Edited By Low pass Pete on 01/03/2020 09:08:27
|Mike Bell||01/03/2020 14:31:42|
267 forum posts
Hi Ashley, as Martin suggests I fitted a disk of lite ply in the front opening of the cowl then cut out a segment from it directly in front of the cylinder head. I covered the front of the ply disk with a photo of a radial engine which actually looked OK from a distance.
The tank was a Slec item, either the blue or red. It was a neat fit between the bearers and gives plenty of run time.
|John Bisset||04/03/2020 20:27:42|
|208 forum posts|
This is a most interesting & timely thread since, like Ashley, I am building a Puppeteer which I bought probably in the mid to late 80s. I restarted work on it about three weeks ago after several years gap due to house moves etc. So far I've built one set of wings and the tail, so the fuselage is next.
Not sure whether it is a Mk1 or Mk 2 kit - how do you tell? The instructions, written by Dudley Pattinson, do mention some 'minor alterations' in the kit, so possibly Mk2.
I am intending to fit an electric motor, so was wondering about weight & balance and possibly extending the nose. Any comments/thoughts on this?

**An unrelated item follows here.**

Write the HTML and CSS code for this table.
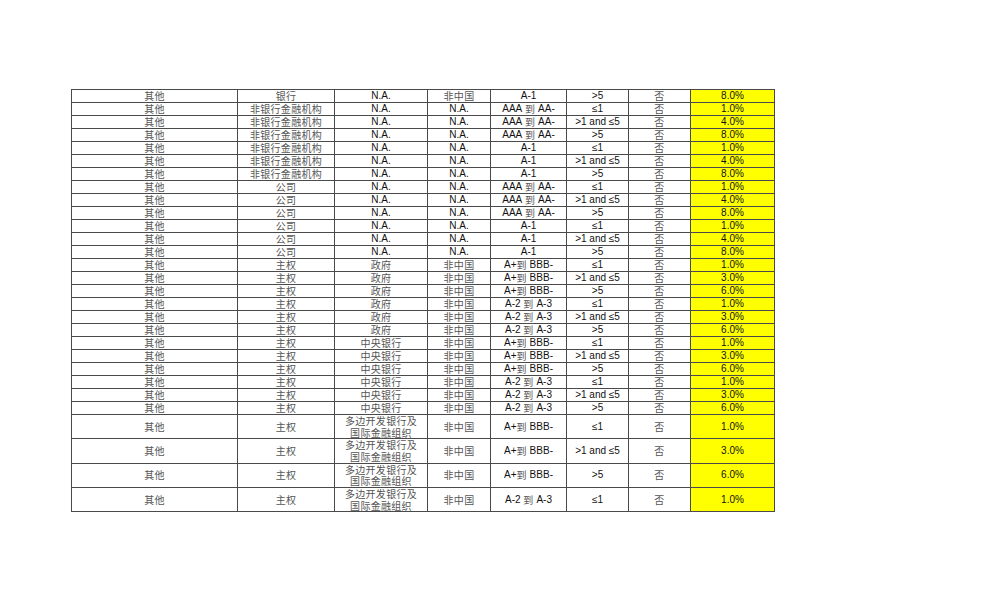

Thanks i12fly and J D 8 - the rigging modifications you suggest sound useful for storage, though I hope to be able to leave the machine at my local airfield much of the time.
|Don Fry||04/03/2020 20:59:32|
4557 forum posts
I've built a number of the "scout " series. A common theme, is an over engineered back end, and heavy wood. Lighten the back end, and it ceases or, at least decreases,to be tail heavy. How heavy/strong does a backend need to be. Lose a bit of weight at the back, loose a lot of weight at the front.